Posteriormente, en 2015, el soldado falasha Damas Pakada fue detenido con brutalidad por parte de las fuerzas de seguridad. Esta situación desató protestas entre la sociedad de origen africano, que llevaron a la promesa por parte del presidente Benjamín Netanyahu de que tomaría medidas contra el racismo y la segregación que estaban sufriendo.
“En 2017 solo había un diputado de origen etíope en un parlamento de 120; el rabinato central, en muchos casos, no reconoce el judaísmo de los falashas, por lo que muchos rabinos rehúyen de casarnos; nuestras tradiciones y economía apenas son conocidas en el mainstream israelí; y afrontamos enormes dificultades para alquilar o comprar casas, ya que algunos consideran que «devaluamos el valor de la zona»”, cuenta Amir Tagai.
Pese a las intenciones del primer ministro de acabar con esta exclusión, las dificultades no han cesado: en 2019, los Beta Israel saltaron de nuevo a la actualidad informativa por las revueltas organizadas tras la muerte de uno de ellos, Salomón Teka, de dieciocho años, a manos de un agente fuera de servicio. El policía declaró que había sido en defensa propia, ya que el joven lo había atacado, pero testigos presentes en el momento del altercado negaron esta afirmación.
En la actualidad la situación no es mucho más favorable. Pese a que a principios del pasado año el Rabinato reconoció, 50 años después de su llegada, a los Beta Israel como judíos, la senda de discriminaciones continúa.
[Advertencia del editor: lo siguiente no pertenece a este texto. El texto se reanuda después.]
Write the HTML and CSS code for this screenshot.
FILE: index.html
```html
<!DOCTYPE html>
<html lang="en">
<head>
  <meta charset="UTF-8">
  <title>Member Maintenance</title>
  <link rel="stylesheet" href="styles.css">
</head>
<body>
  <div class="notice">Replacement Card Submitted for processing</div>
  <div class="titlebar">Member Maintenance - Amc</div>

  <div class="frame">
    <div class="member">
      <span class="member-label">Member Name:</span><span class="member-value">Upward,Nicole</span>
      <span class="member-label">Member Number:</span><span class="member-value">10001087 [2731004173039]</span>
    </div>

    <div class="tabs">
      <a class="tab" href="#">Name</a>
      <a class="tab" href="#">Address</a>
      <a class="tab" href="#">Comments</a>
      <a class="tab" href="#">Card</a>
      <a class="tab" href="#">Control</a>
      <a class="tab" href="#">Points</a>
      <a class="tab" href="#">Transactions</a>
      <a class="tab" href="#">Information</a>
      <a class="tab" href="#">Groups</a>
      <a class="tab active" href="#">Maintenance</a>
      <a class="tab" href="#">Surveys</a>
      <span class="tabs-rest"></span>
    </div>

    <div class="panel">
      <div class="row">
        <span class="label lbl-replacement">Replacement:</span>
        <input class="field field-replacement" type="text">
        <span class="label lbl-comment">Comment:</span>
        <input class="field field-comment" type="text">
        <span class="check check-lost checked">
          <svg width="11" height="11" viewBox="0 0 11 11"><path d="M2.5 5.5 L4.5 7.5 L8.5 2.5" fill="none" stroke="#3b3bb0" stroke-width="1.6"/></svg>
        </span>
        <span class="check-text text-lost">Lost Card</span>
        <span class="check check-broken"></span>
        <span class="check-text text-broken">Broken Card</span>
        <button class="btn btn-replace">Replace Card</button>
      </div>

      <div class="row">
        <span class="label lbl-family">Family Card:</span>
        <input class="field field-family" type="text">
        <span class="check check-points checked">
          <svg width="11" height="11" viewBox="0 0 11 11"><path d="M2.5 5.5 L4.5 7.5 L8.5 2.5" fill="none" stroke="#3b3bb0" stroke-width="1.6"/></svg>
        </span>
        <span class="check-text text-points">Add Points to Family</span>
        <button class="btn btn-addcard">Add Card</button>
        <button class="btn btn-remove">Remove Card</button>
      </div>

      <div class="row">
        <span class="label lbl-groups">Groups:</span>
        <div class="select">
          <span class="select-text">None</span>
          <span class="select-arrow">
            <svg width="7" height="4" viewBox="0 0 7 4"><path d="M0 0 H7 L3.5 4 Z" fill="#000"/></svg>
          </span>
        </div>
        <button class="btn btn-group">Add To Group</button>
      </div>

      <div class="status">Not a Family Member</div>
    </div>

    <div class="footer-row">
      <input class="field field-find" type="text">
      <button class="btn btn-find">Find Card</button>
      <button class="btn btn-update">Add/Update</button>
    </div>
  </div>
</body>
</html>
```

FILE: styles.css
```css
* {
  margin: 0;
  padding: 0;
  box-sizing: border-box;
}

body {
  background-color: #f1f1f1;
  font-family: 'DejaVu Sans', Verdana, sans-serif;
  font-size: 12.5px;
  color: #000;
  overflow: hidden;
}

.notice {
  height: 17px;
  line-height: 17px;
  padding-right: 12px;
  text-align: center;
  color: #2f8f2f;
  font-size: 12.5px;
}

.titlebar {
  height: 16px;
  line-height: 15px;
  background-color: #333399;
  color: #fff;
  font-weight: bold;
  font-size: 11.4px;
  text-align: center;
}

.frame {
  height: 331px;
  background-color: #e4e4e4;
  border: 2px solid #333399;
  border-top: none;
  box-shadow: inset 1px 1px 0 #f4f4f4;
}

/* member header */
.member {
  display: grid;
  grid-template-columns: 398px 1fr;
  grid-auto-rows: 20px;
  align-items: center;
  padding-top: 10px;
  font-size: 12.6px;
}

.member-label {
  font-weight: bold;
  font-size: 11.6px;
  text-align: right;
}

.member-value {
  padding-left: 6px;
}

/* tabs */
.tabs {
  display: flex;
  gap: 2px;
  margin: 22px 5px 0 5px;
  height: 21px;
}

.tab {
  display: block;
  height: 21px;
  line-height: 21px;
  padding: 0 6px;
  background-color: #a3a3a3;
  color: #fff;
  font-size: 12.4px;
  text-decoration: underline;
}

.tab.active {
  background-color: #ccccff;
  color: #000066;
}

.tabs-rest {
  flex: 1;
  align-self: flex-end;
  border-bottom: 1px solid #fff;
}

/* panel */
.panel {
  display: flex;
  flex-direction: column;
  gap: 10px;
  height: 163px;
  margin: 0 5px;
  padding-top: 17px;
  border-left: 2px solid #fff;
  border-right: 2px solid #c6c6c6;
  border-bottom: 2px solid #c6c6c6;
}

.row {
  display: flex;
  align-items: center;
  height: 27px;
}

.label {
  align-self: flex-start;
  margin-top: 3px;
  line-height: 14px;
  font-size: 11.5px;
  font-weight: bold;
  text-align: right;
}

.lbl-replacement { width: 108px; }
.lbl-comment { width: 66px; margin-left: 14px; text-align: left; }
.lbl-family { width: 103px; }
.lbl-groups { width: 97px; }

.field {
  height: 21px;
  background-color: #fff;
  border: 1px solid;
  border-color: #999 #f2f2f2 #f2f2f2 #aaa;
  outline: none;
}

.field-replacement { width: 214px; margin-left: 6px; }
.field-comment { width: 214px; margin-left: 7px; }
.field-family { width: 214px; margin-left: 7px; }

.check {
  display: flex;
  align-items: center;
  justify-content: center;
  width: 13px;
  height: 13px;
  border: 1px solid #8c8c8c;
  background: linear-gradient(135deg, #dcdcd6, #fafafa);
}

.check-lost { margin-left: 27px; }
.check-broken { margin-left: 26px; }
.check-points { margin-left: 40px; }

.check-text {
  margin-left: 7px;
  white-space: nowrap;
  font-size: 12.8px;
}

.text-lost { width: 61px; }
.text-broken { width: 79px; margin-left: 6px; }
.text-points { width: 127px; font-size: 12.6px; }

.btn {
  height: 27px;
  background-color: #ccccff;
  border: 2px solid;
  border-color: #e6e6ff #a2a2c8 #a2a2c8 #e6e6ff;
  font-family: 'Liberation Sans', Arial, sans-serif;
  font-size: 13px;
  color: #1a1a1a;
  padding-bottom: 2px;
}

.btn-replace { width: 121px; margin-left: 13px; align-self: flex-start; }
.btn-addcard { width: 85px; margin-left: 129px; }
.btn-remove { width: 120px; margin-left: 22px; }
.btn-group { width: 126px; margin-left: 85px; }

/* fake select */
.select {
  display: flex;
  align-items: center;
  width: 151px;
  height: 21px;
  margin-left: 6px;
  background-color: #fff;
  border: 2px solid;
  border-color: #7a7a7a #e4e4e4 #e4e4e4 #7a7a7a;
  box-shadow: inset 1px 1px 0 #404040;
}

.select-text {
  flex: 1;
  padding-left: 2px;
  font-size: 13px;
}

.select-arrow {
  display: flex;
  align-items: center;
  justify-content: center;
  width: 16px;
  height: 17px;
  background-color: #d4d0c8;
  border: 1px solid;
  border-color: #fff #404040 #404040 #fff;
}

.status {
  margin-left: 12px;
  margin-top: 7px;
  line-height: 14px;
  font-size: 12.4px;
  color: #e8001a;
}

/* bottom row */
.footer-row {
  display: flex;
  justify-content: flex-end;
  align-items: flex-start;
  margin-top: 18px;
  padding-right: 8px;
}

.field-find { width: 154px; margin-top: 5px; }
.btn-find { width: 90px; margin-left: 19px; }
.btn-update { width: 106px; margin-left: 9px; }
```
Según datos del Proyecto Nacional Etíope, una ONG de asistencia a esta comunidad, más de la mitad de los falashas que están en territorio hebreo viven por debajo del umbral de pobreza, mientras que el porcentaje de población local en esta situación corresponde al 15%. Más allá de esto, son pocos los que acaban la secundaria y tienen más posibilidades de acabar en la cárcel que el resto de residentes en la nación oriental. Todo esto se conjuga con un informe de la Unidad Nacional de Antirracismo presentado en 2019, que refleja que el 37% de las denuncias totales por exclusión son interpuestas por falashas.
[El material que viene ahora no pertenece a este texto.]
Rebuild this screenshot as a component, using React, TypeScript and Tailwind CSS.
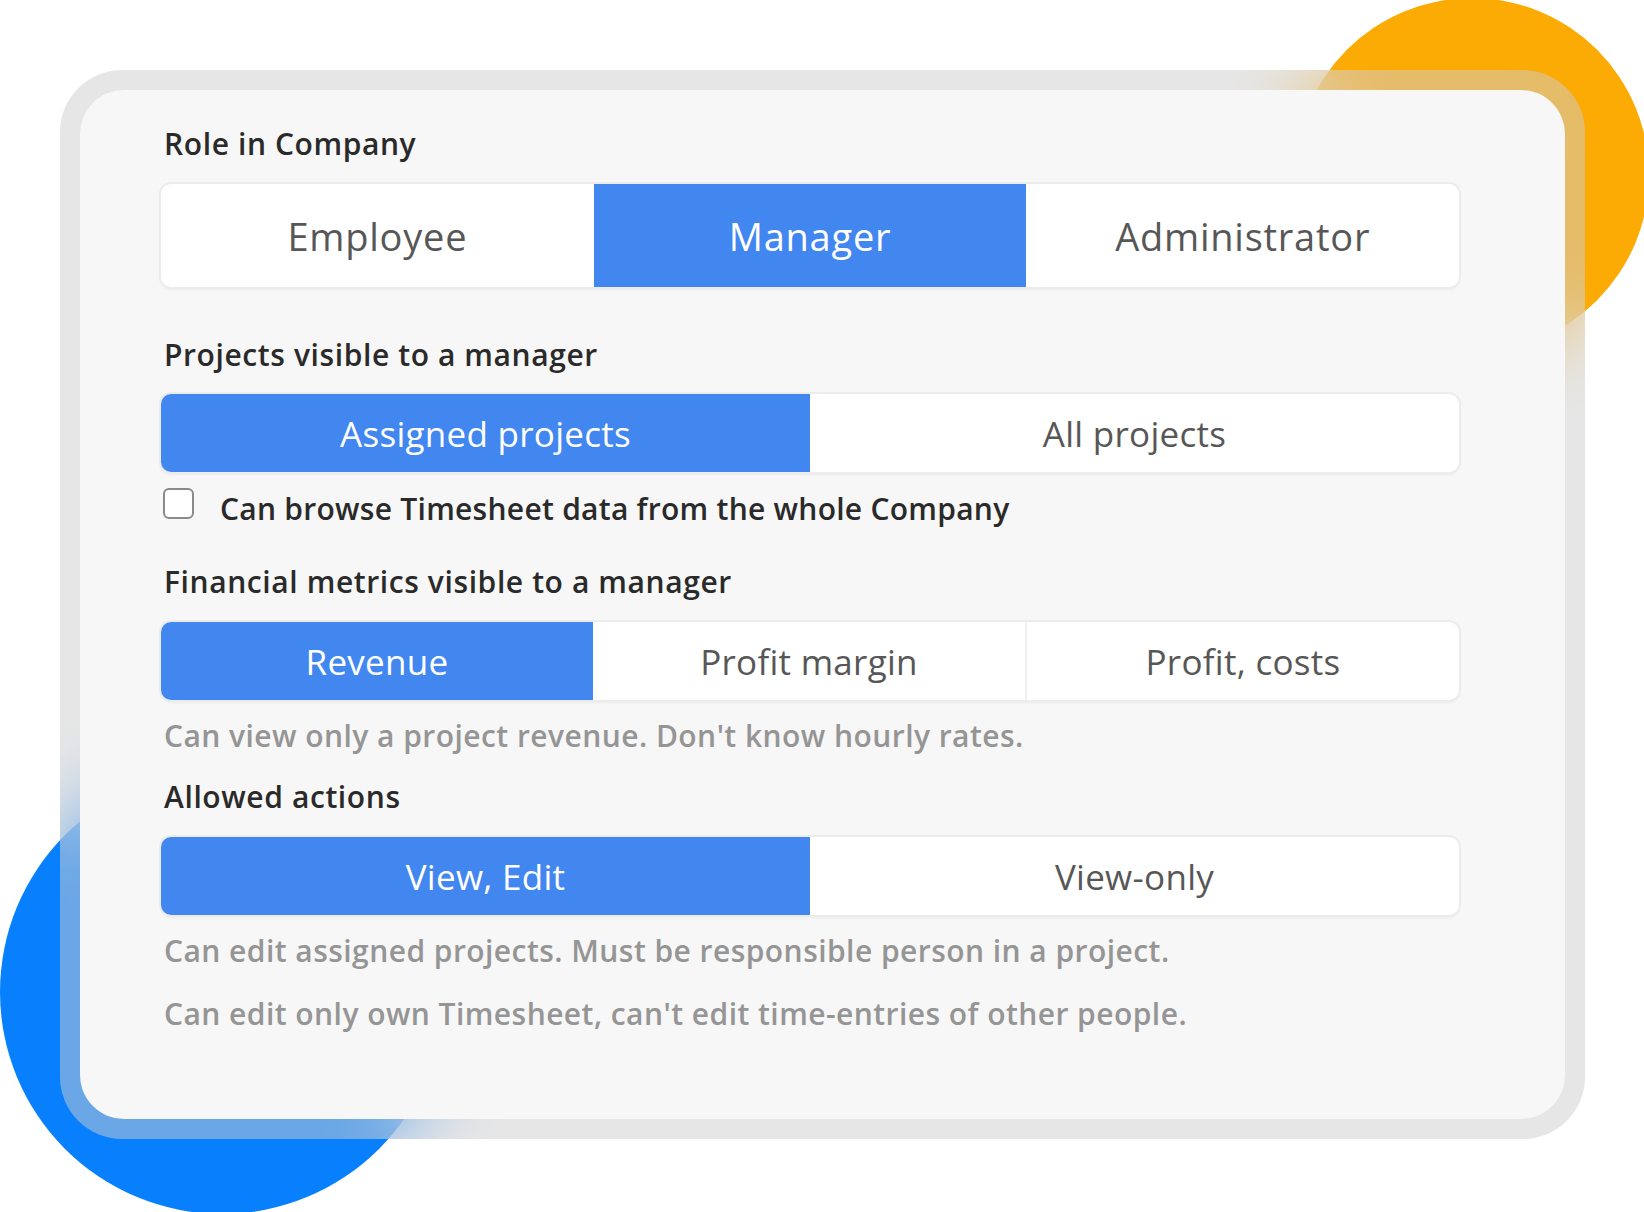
import clsx from "clsx";

type SegProps = {
  options: string[];
  active: number;
  big?: boolean;
};

const Segmented = ({ options, active, big }: SegProps) => {
  const last = options.length - 1;
  return (
    <div
      className={clsx(
        "flex w-[1298px] rounded-[10px] bg-white shadow-[0_0_0_2px_#ececec,0_3px_3px_rgba(0,0,0,0.05)]",
        big ? "h-[103px] text-[38px] tracking-[0.02em]" : "h-[78px] text-[35px] tracking-[0.008em]"
      )}
    >
      {options.map((opt, i) => (
        <div
          key={opt}
          className={clsx(
            "flex flex-1 items-center justify-center leading-none",
            i === active
              ? "bg-[#4287ef] font-medium text-white"
              : "font-normal text-[#575757]",
            i === 0 && "rounded-l-[10px]",
            i === last && "rounded-r-[10px]",
            i > 0 && i !== active && i - 1 !== active && "border-l-2 border-[#f0f0f0]"
          )}
        >
          {opt}
        </div>
      ))}
    </div>
  );
};

const Label = ({ children, className }: { children: string; className?: string }) => (
  <p
    className={clsx(
      "ml-[3px] text-[30px] font-semibold leading-[30px] tracking-[0.02em] text-[#2a2a2a]",
      className
    )}
  >
    {children}
  </p>
);

const Help = ({ children, className }: { children: string; className?: string }) => (
  <p
    className={clsx(
      "ml-[3px] text-[30px] font-semibold leading-[30px] tracking-[0.015em] text-[#959595]",
      className
    )}
  >
    {children}
  </p>
);

const App = () => {
  return (
    <div className="relative h-[1212px] w-[1644px] overflow-hidden bg-white font-['Open_Sans','Noto_Sans',sans-serif]">
      {/* decorative circles behind the card */}
      <div className="absolute left-[1295px] top-[-2px] h-[354px] w-[354px] rounded-full bg-[#fcaa04]" />
      <div className="absolute left-0 top-[770px] h-[444px] w-[444px] rounded-full bg-[#0880fe]" />

      <div className="relative z-10 ml-[60px] mt-[70px] h-[1069px] w-[1525px] rounded-[62px] bg-[rgba(205,205,205,0.5)] p-[20px] backdrop-blur-2xl">
        <div className="h-full rounded-[44px] bg-[#f7f7f7] pl-[81px] pt-[39px]">
          <Label>Role in Company</Label>
          <div className="mt-[25px]">
            <Segmented options={["Employee", "Manager", "Administrator"]} active={1} big />
          </div>

          <Label className="mt-[53px]">Projects visible to a manager</Label>
          <div className="mt-[24px]">
            <Segmented options={["Assigned projects", "All projects"]} active={0} />
          </div>

          <div className="ml-[2px] mt-[16px] flex items-start gap-[23px]">
            <span className="h-[31px] w-[31px] rounded-[6px] border-2 border-[#8a8a8a] bg-white" />
            <Label className="ml-0 mt-[6px] tracking-[0.009em]">
              Can browse Timesheet data from the whole Company
            </Label>
          </div>

          <Label className="mt-[43px]">Financial metrics visible to a manager</Label>
          <div className="mt-[25px]">
            <Segmented options={["Revenue", "Profit margin", "Profit, costs"]} active={0} />
          </div>
          <Help className="mt-[21px]">Can view only a project revenue. Don't know hourly rates.</Help>

          <Label className="mt-[31px]">Allowed actions</Label>
          <div className="mt-[25px]">
            <Segmented options={["View, Edit", "View-only"]} active={0} />
          </div>
          <Help className="mt-[21px]">Can edit assigned projects. Must be responsible person in a project.</Help>
          <Help className="mt-[33px]">Can edit only own Timesheet, can't edit time-entries of other people.</Help>
        </div>
      </div>
    </div>
  );
};

export default App;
Los Falash Mura: en el extremo de la discriminación
A pesar del traslado de los Beta Israel desde 1979, en 2015 aún quedaban en Etiopía 9000 Falash Mura, descendientes de judíos etíopes convertidos al cristianismo durante las misiones del pastor anglicano Henry Aaron Stern en el continente africano durante los siglos XIX y XX. El gobierno israelí se propuso como objetivo repatriar a todos ellos antes de 2020, generando un debate abierto sobre la legitimidad real de este grupo para jactarse de las ventajas de la aliyá. Mientras un sector político y de la población general apoyaban que este proceso se completase cuanto antes, la derecha nacionalista y hasta una parte de los propios Beta Israel se opusieron tajantemente, declarando que los Falash Mura no eran verdaderos judíos.
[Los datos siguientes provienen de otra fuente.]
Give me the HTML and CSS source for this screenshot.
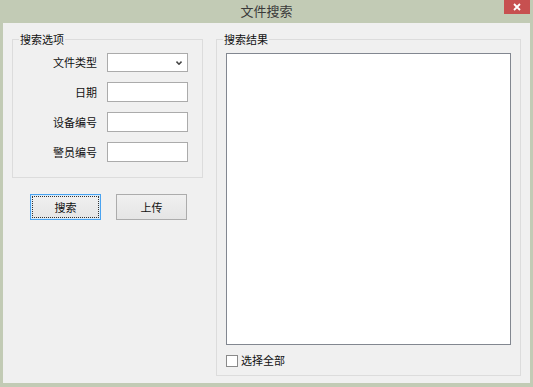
FILE: index.html
```html
<!DOCTYPE html>
<html>
<head>
  <meta charset="utf-8">
  <title>文件搜索</title>
  <link rel="stylesheet" href="styles.css">
</head>
<body>
  <div class="window">
    <div class="titlebar">
      <span class="title">文件搜索</span>
      <button class="close-btn" aria-label="关闭">
        <svg width="8" height="8" viewBox="0 0 8 8"><path d="M1 1L7 7M7 1L1 7" stroke="#fff" stroke-width="1.8"/></svg>
      </button>
    </div>

    <div class="client">
      <div class="left-pane">
        <fieldset class="group options">
          <legend>搜索选项</legend>
          <div class="field-row">
            <label>文件类型</label>
            <div class="combo">
              <svg width="6" height="4" viewBox="0 0 6 4"><path d="M0.5 0.6L3 3.2L5.5 0.6" fill="none" stroke="#444" stroke-width="1.5"/></svg>
            </div>
          </div>
          <div class="field-row">
            <label for="date-input">日期</label>
            <input type="text" id="date-input" class="textbox">
          </div>
          <div class="field-row">
            <label for="device-input">设备编号</label>
            <input type="text" id="device-input" class="textbox">
          </div>
          <div class="field-row">
            <label for="officer-input">警员编号</label>
            <input type="text" id="officer-input" class="textbox">
          </div>
        </fieldset>

        <div class="actions">
          <button class="btn btn-default">搜索</button>
          <button class="btn">上传</button>
        </div>
      </div>

      <fieldset class="group results">
        <legend>搜索结果</legend>
        <div class="result-list"></div>
        <label class="check-all"><input type="checkbox">选择全部</label>
      </fieldset>
    </div>
  </div>
</body>
</html>
```

FILE: styles.css
```css
body {
  margin: 0;
  font-family: "Noto Sans CJK SC", "Liberation Sans", sans-serif;
  font-size: 11px;
  color: #111;
}
.window {
  width: 533px;
  height: 387px;
  background: #c2cbb5;
  display: flex;
  flex-direction: column;
}
.titlebar {
  height: 23px;
  flex: none;
  display: grid;
  grid-template-columns: 1fr auto 1fr;
}
.title {
  grid-column: 2;
  font-size: 13px;
  line-height: 21px;
  color: #3a3a3a;
}
.close-btn {
  grid-column: 3;
  justify-self: end;
  align-self: start;
  width: 26px;
  height: 14px;
  margin-right: 3px;
  padding: 0;
  border: none;
  background: #c75050;
  display: flex;
  align-items: center;
  justify-content: center;
}
.client {
  flex: 1;
  margin: 0 3px 4px;
  background: #f0f0f0;
  display: flex;
  align-items: flex-start;
  gap: 13px;
  padding: 10px 0 0 9px;
}
.group {
  margin: 0;
  padding: 7px 0 0 0;
  border: 1px solid #dcdcdc;
  box-sizing: border-box;
}
.group legend {
  margin-left: 6px;
  padding: 0 1px;
  line-height: 13px;
  font-size: 11px;
}
.options {
  width: 191px;
  height: 145px;
  display: flex;
  flex-direction: column;
  gap: 10px;
}
.field-row {
  display: flex;
  align-items: center;
  gap: 10px;
}
.field-row label {
  width: 84px;
  text-align: right;
  line-height: 13px;
}
.combo,
.textbox {
  width: 81px;
  box-sizing: border-box;
  background: #fff;
  border: 1px solid #ababab;
  margin: 0;
}
.combo {
  height: 19px;
  display: flex;
  align-items: center;
  justify-content: flex-end;
  padding-right: 5px;
}
.textbox {
  height: 20px;
  padding: 0 3px;
  font: inherit;
}
.actions {
  display: flex;
  gap: 15px;
  margin-top: 16px;
  padding-left: 18px;
}
.btn {
  width: 71px;
  height: 26px;
  padding: 0;
  border: 1px solid #acacac;
  background: linear-gradient(#f0f0f0, #e5e5e5);
  font: inherit;
  color: #111;
}
.btn-default {
  border-color: #4aa3f0;
  box-shadow: inset 0 0 0 1px #d6ebfb;
  outline: 1px dotted #333;
  outline-offset: -3px;
}
.results {
  width: 305px;
  height: 343px;
}
.result-list {
  height: 292px;
  margin: 0 9px;
  background: #fff;
  border: 1px solid #828790;
  box-sizing: border-box;
}
.check-all {
  display: flex;
  align-items: center;
  gap: 3px;
  margin: 9px 0 0 9px;
  line-height: 13px;
}
.check-all input {
  appearance: none;
  margin: 0;
  width: 12px;
  height: 12px;
  border: 1px solid #8a8a8a;
  background: #fff;
}
```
Pero la realidad en 2020 fue muy distinta. Los miembros de dicha agrupación no han conseguido emigrar bajo la ley del retorno porque el Ministerio del Interior, tras cinco años de controversia, finalmente decidió no considerarlos judíos. Por lo tanto, necesitan un permiso especial del gobierno para llegar a Israel. A principios de ese año, llegaron 43 miembros a suelo israelí, acompañados por una delegación de miembros del Likud, el partido de Netanyahu.
Un retorno sin final
Más allá de los Falash Mura, a finales de año 2020 también llegaron 300 nuevos falashas a la región oriental, hecho que se celebró como un gran acontecimiento por parte del gobierno. Pero según Muket Fenta, activista israelí encargada de tratar con estos grupos de exiliados, en unas declaraciones para La Vanguardia, esta llegada no fue más que un lavado de imagen para Netanyahu y su partido, de cara a las pasadas elecciones del 23 de marzo de 2021. “Celebran el regreso de unas centenas de personas cuando hay miles allí esperando cuya vida está en peligro”, expuso Fenta.
Este es el caso de Aschalew Abebe, un Beta Israel que emigró en 2003. Todos sus familiares se encuentran en superficie hebrea menos su primo Zemen, quien, declarado judío al igual que sus parientes, lleva intentando desplazarse desde hace 20 años sin que se lo permitan. “Lo separaron cuando mi abuela emigró”, dijo Abebe a Times of Israel. “La gente de la aliyá le dijo a mi abuela (que crio a Zemen después de la muerte de su propia madre) que vendría más tarde, pero luego negaron que lo hubieran dicho.”
Abebe, que además es un destacado activista en la campaña por el traslado de los exiliados de Etiopía restantes a Israel, se reunió con Netanyahu poco antes de las últimas elecciones de 2020, celebradas el dos de marzo: “Me pidió que le diera los detalles de Zemen. Y prometió ayudar”. Pero, desde entonces, no ha habido ninguna novedad con respecto al caso de su primo.
Ciudadanos de segunda pese a ser judíos por cultura y tradición, escasa presencia en la actualidad informativa israelí y mundial y nula aparición en los programas políticos frente a las reiteradas elecciones más que para ser utilizados como propaganda. Esta es la realidad de los Beta Israel, una comunidad que pese a llevar medio siglo asentada en el país y significar casi el 2% de la población total de la nación oriental, continúa viviendo una profunda discriminación que no les permite terminar su proceso de acomodación.